Bota Posted on 2025-04-07 11:10:00

EU "watches" diversion of Chinese exports - Expected to limit steel and electronics imports from Beijing

From Kristi Ceta

EU "watches" diversion of Chinese exports - Expected to limit steel

With the start of reciprocal tariffs, the European Union expects goods previously destined for the US to seek out the bloc's markets. Chinese renewables, steel and electronics top the list of products that have caught the Commission's attention.

The side effect of the tariffs is overcapacity, and European Commission officials describe as "dynamic" the journey that products subject to tariffs in the US will make to European shores.

“There could be trade diversions, with some countries no longer being able to export their goods to the US, choosing alternative markets,” a senior EU official said. “Of course we will be ready to defend our market, we will not accept any volume and quantity,” he added.

China is under the EU's spotlight after its imports to the US were hit by 54% US tariffs. Steel is expected to be one of the overcapacity products that will spill into the bloc's market, especially in view of the faltering Chinese domestic construction sector. "Steel has not been able to be consumed domestically in China," the same senior official said, pointing to the risk of diversion to the EU.

Chinese and EU steel has already been hit by 25% tariffs that came into effect in mid-March. The data revealed that global steel overcapacity is expected to rise from around 602 million tonnes in 2024 to 721 million tonnes by 2027. That represents more than five times the bloc's steel output, according to Eurofer, the European association representing the steel industry.

Other Chinese products are also expected to seek new routes to trade in the EU. “Electronics and renewables, such as solar panels or wind turbines, also pose a risk to the Union,” experts point out. Electric vehicles, which are already subject to EU tariffs from November 2024, are also on the list of products that could be subject to overcapacity.

The Commission plans to increase oversight of global markets when reciprocal US tariffs take effect on China and other countries around the globe on April 5 and 9.

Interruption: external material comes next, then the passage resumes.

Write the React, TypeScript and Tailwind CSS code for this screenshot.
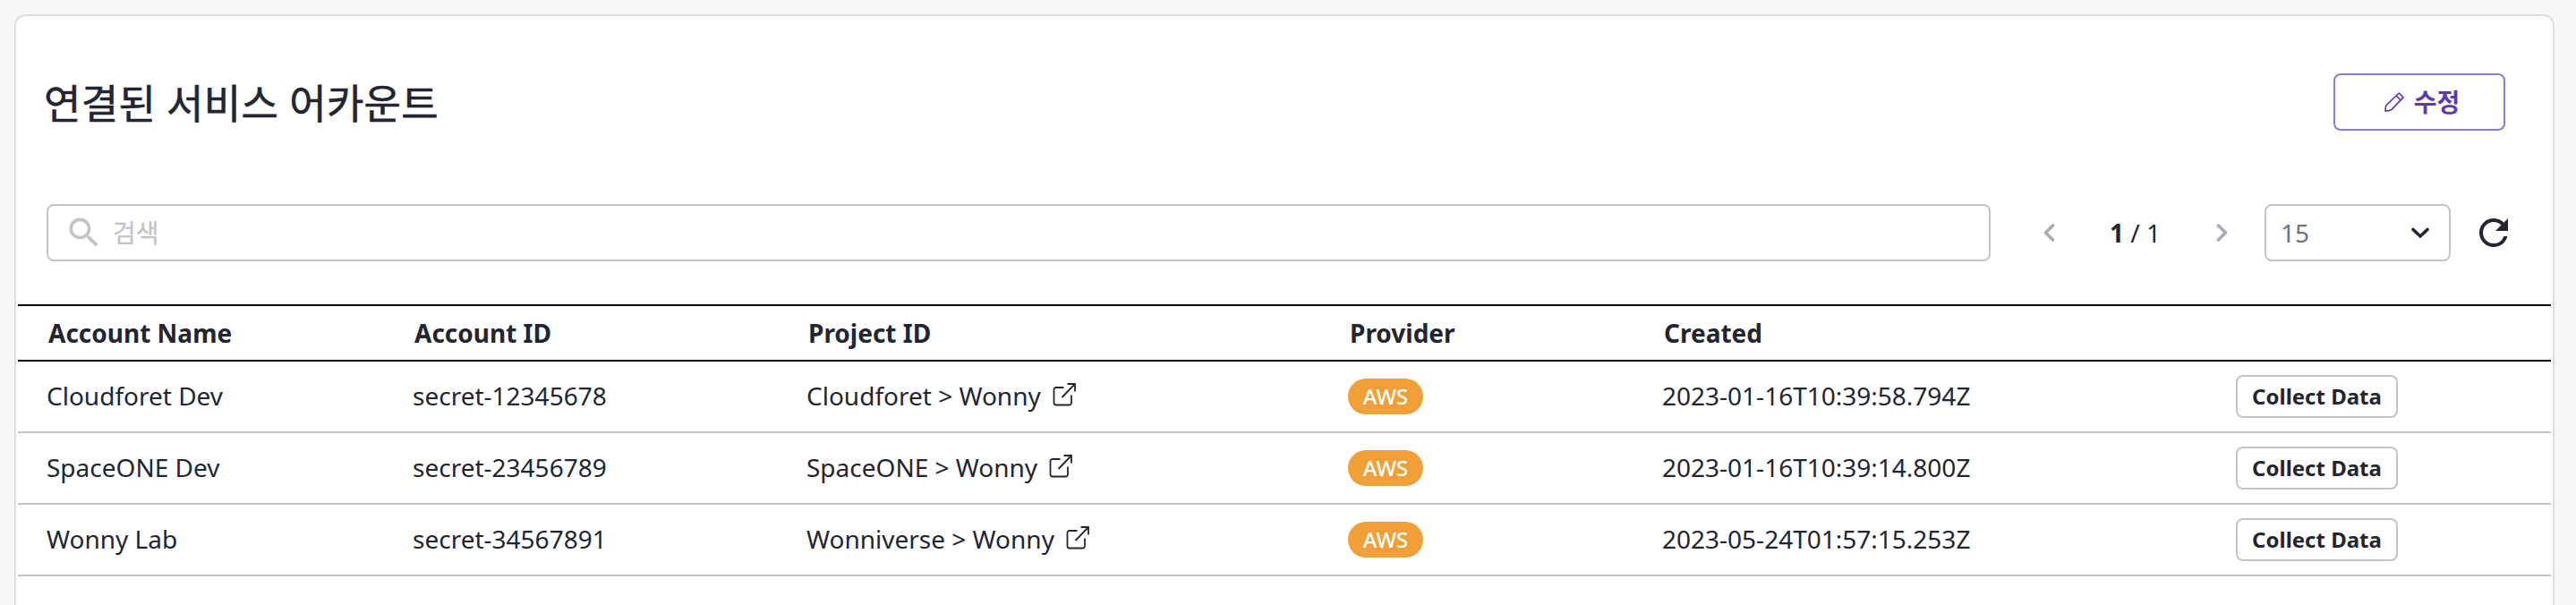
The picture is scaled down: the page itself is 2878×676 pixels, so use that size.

"For China, we have been in this situation before in the steel sector, especially when the US in 2017 closed its market to Chinese imports. At that time we adopted safeguard measures," the EU official said.

Safeguard measures, authorized under WTO rules, make it possible to reduce imports of certain products in the event of a sudden influx of a product into a given market.

"We have it for steel for a period. It is too early to say whether we will need it for other sectors. We are monitoring the situation," the official added.